Thirty-five years ago, A Chorus Line creator Michael Bennett assembled some dancer friends (and a giant jug of bad red wine) and recorded their stories, which were later turned into production numbers for the play. Those tapes, along with interviews with the original cast and creators (including composer Marvin Hamlisch) and archival footage of Bennett (who died of AIDS in 1987), form the backdrop to Every Little Step, a documentary about, yes, the casting process of A Chorus Line’s 2006 Broadway revival.
If you’re a fan of A Chorus Line, you’ll love the juicy tidbits revealed about small but pivotal changes made to the original play— the kind of changes that amount to the difference between Broadway success and Broadway immortality (I won’t spoil the surprise by revealing them here).

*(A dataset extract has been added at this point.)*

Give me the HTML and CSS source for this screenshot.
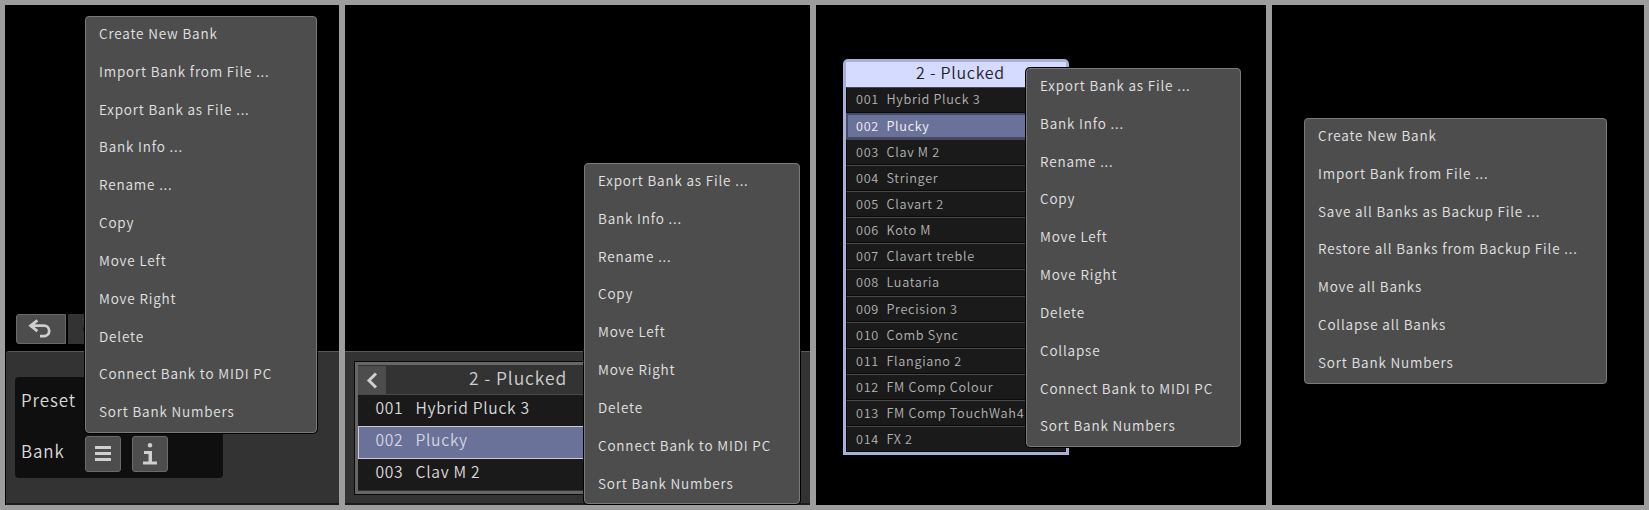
FILE: index.html
```html
<!DOCTYPE html>
<html lang="en">
<head>
<meta charset="utf-8">
<title>Bank menus</title>
<link rel="stylesheet" href="styles.css">
</head>
<body>
<main class="board">
  <section class="panel panel-a">
    <div class="history">
      <div class="tool undo">
        <svg width="24" height="20" viewBox="0 0 24 20"><path d="M3 6.7H16a5.2 5.2 0 0 1 0 10.4h-4M9.4 1.3L2.6 6.7l6.8 5.4" fill="none" stroke="#cfcfcf" stroke-width="2.8"/></svg>
      </div>
      <div class="tool redo"><i class="redo-tip"></i></div>
    </div>
    <div class="dock">
      <div class="info">
        <div class="info-row"><span class="label">Preset</span></div>
        <div class="info-row"><span class="label">Bank</span>
          <div class="btn"><svg width="16" height="16" viewBox="0 0 16 16"><path d="M0 0h16v3H0zM0 6h16v3H0zM0 12h16v3H0z" fill="#cfcfcf"/></svg></div>
          <div class="btn"><svg width="16" height="22" viewBox="0 0 16 22"><circle cx="8" cy="2.3" r="2.2" fill="#cfcfcf"/><path d="M2 8h8v10.500h5v3H1v-3h5.500v-7.500H2z" fill="#cfcfcf"/></svg></div>
        </div>
      </div>
    </div>
    <ul class="menu menu-a">
      <li>Create New Bank</li><li>Import Bank from File ...</li><li>Export Bank as File ...</li><li>Bank Info ...</li><li>Rename ...</li><li>Copy</li><li>Move Left</li><li>Move Right</li><li>Delete</li><li>Connect Bank to MIDI PC</li><li>Sort Bank Numbers</li>
    </ul>
  </section>
  <section class="panel panel-b">
    <div class="dock dock-b">
      <div class="browser">
        <div class="browser-head">
          <div class="back"><svg width="12" height="17" viewBox="0 0 12 17"><path d="M10 1.500L3 8.500l7 7" fill="none" stroke="#cfcfcf" stroke-width="3"/></svg></div>
          <span class="browser-title">2 - Plucked</span>
        </div>
        <div class="line"><span class="num">001</span>Hybrid Pluck 3</div>
        <div class="line current"><span class="num">002</span>Plucky</div>
        <div class="line"><span class="num">003</span>Clav M 2</div>
      </div>
    </div>
    <ul class="menu menu-b">
      <li>Export Bank as File ...</li><li>Bank Info ...</li><li>Rename ...</li><li>Copy</li><li>Move Left</li><li>Move Right</li><li>Delete</li><li>Connect Bank to MIDI PC</li><li>Sort Bank Numbers</li>
    </ul>
  </section>
  <section class="panel panel-c">
    <div class="bank">
      <div class="bank-head">2 - Plucked</div>
      <div class="slot"><span>001</span>Hybrid Pluck 3</div>
      <div class="slot active"><span>002</span>Plucky</div>
      <div class="slot"><span>003</span>Clav M 2</div>
      <div class="slot"><span>004</span>Stringer</div>
      <div class="slot"><span>005</span>Clavart 2</div>
      <div class="slot"><span>006</span>Koto M</div>
      <div class="slot"><span>007</span>Clavart treble</div>
      <div class="slot"><span>008</span>Luataria</div>
      <div class="slot"><span>009</span>Precision 3</div>
      <div class="slot"><span>010</span>Comb Sync</div>
      <div class="slot"><span>011</span>Flangiano 2</div>
      <div class="slot"><span>012</span>FM Comp Colour</div>
      <div class="slot"><span>013</span>FM Comp TouchWah4</div>
      <div class="slot"><span>014</span>FX 2</div>
    </div>
    <ul class="menu menu-c">
      <li>Export Bank as File ...</li><li>Bank Info ...</li><li>Rename ...</li><li>Copy</li><li>Move Left</li><li>Move Right</li><li>Delete</li><li>Collapse</li><li>Connect Bank to MIDI PC</li><li>Sort Bank Numbers</li>
    </ul>
  </section>
  <section class="panel panel-d">
    <ul class="menu menu-d">
      <li>Create New Bank</li><li>Import Bank from File ...</li><li>Save all Banks as Backup File ...</li><li>Restore all Banks from Backup File ...</li><li>Move all Banks</li><li>Collapse all Banks</li><li>Sort Bank Numbers</li>
    </ul>
  </section>
</main>
</body>
</html>
```
FILE: styles.css
```css
* { box-sizing: border-box; }
body {
  margin: 0;
  background: #9d9d9d;
  font-family: "Noto Sans CJK SC", "Noto Sans", sans-serif;
  font-weight: 350;
  font-size: 13.5px;
  letter-spacing: 0.84px;
  white-space: nowrap;
  overflow: hidden;
}
.board {
  display: grid;
  grid-template-columns: 334px 465px 450px 372px;
  gap: 6px;
  width: 1649px;
  height: 510px;
  padding: 5px;
}
.panel { position: relative; background: #000; overflow: hidden; }
.panel-a, .panel-b { display: flex; flex-direction: column; justify-content: flex-end; }

.menu {
  position: absolute;
  margin: 0;
  padding: 0;
  list-style: none;
  background: #4d4d4d;
  border: 1px solid #7a7a7a;
  border-radius: 4px;
  box-shadow: 0 0 0 1px #000;
  color: #e2e2e2;
}
.menu li { height: 37.83px; padding-left: 13px; line-height: 33.4px; }
.menu li:last-child { height: 36.6px; }
.menu-a { left: 80px; top: 11px; width: 232px; }
.menu-b { left: 239px; top: 158px; width: 216px; }
.menu-c { left: 210px; top: 63px; width: 215px; }
.menu-d { left: 32px; top: 113px; width: 303px; }

.history { display: flex; gap: 2px; padding-left: 11px; margin-bottom: 7px; }
.tool { display: flex; align-items: center; height: 30px; }
.undo { width: 50px; padding-left: 11px; background: #4d4d4d; border: 1px solid #6a6a6a; border-radius: 3px 0 0 3px; }
.redo { width: 50px; padding-left: 15px; background: #333; }
.redo-tip { width: 8px; height: 8px; border-radius: 50%; background: #181818; }
.dock {
  height: 154px;
  margin-left: 1px;
  padding: 25px 9px;
  background: #333;
  border-top: 1px solid #595959;
  border-bottom: 2px solid #1c1c1c;
  border-radius: 3px 0 0 0;
}
.info { width: 208px; height: 101px; padding-left: 6px; background: #0f0f0f; border-radius: 4px; }
.info-row { display: flex; align-items: center; height: 50px; font-size: 17px; letter-spacing: 0.9px; color: #dadada; }
.info-row + .info-row { height: 54px; }
.label { width: 64px; padding-bottom: 4px; line-height: 26px; }
.info-row + .info-row .label { padding-bottom: 6px; }
.btn {
  display: flex; align-items: center; justify-content: center;
  width: 36px; height: 36px; margin-right: 11px;
  background: #4d4d4d; border: 1px solid #6a6a6a; border-radius: 3px;
}

.dock-b { margin-left: 0; padding: 9px; border-radius: 0; }
.browser { width: 440px; height: 134px; border: 1px solid #0a0a0a; box-shadow: inset 0 0 0 3px #666; padding: 4px 3px; }
.browser-head { display: flex; height: 29px; background: #333; border-bottom: 1px solid #4a4a4a; }
.back { display: flex; align-items: center; justify-content: center; width: 28px; background: #4d4d4d; }
.browser-title { padding-left: 83px; font-size: 17.5px; letter-spacing: 0.9px; line-height: 24px; color: #cfcfcf; }
.line { display: flex; height: 31px; padding-left: 17.5px; background: #1a1a1a; color: #dadada; font-size: 15.7px; letter-spacing: 0.7px; line-height: 26px; }
.line.current { height: 33px; padding-left: 16.5px; line-height: 25px; background: #6b7299; border: 1px solid #cfcbd6; color: #d5d6de; }
.num { width: 40px; }

.bank {
  width: 226px;
  margin: 54px 0 0 27px;
  border: 3px solid #a9b0d8;
  border-radius: 5px 5px 0 0;
}
.bank-head { height: 25px; padding-left: 9px; background: #d5dbff; color: #222; font-size: 16px; letter-spacing: 0.75px; line-height: 21px; text-align: center; }
.slot {
  display: flex;
  height: 26.07px;
  padding-left: 9px;
  background: #1a1a1a;
  border: 1px solid #0a0a0a;
  border-top: 1px solid #484848;
  color: #b4b4b4;
  font-size: 12.7px;
  letter-spacing: 0.67px;
  line-height: 23px;
}
.slot:nth-child(2) { line-height: 22px; }
.slot.active { background: #6b7299; border: 2px solid #444a68; line-height: 22px; padding-left: 8px; color: #f4f4f8; }
.slot span { width: 30.5px; }
```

There’s also an enormously moving monologue by an actor named Jason Tam, who’s trying out for the role of Paul, a young gay man who talks about his shame in coming out to his parents. The audition is fabulous, but it’s the reaction of the revival’s director Bob Avian and his crew (many gay men) that really gets you—they’re reduced to awestruck tears.
Of course, Every Little Step is absorbing: Documentaries about the audition process always are. You root for your favorites and feel their pain when they are cut. There’s also some great singing and dancing. But the novelty is gone—blame reality TV. We’ve seen all sorts of TV shows about auditions (I watched one recently on PBS about the casting of Billy Elliot)—and we get to see great dancing on our TV all the time. (I was DVRing that night’s episode of So You Think You Can Dance as I watched the film.) What’s more, A Chorus Line has a distinctly pre-AIDS era feel to it: It was made in a time when gay men felt isolated—they hadn’t yet banded together for a cause and come out stronger on the other side.
Every Little Step is a foolproof formula—and indeed it works here. But much of what made the original play so great feels dated. Maybe that’s why the Broadway revival closed after just two years.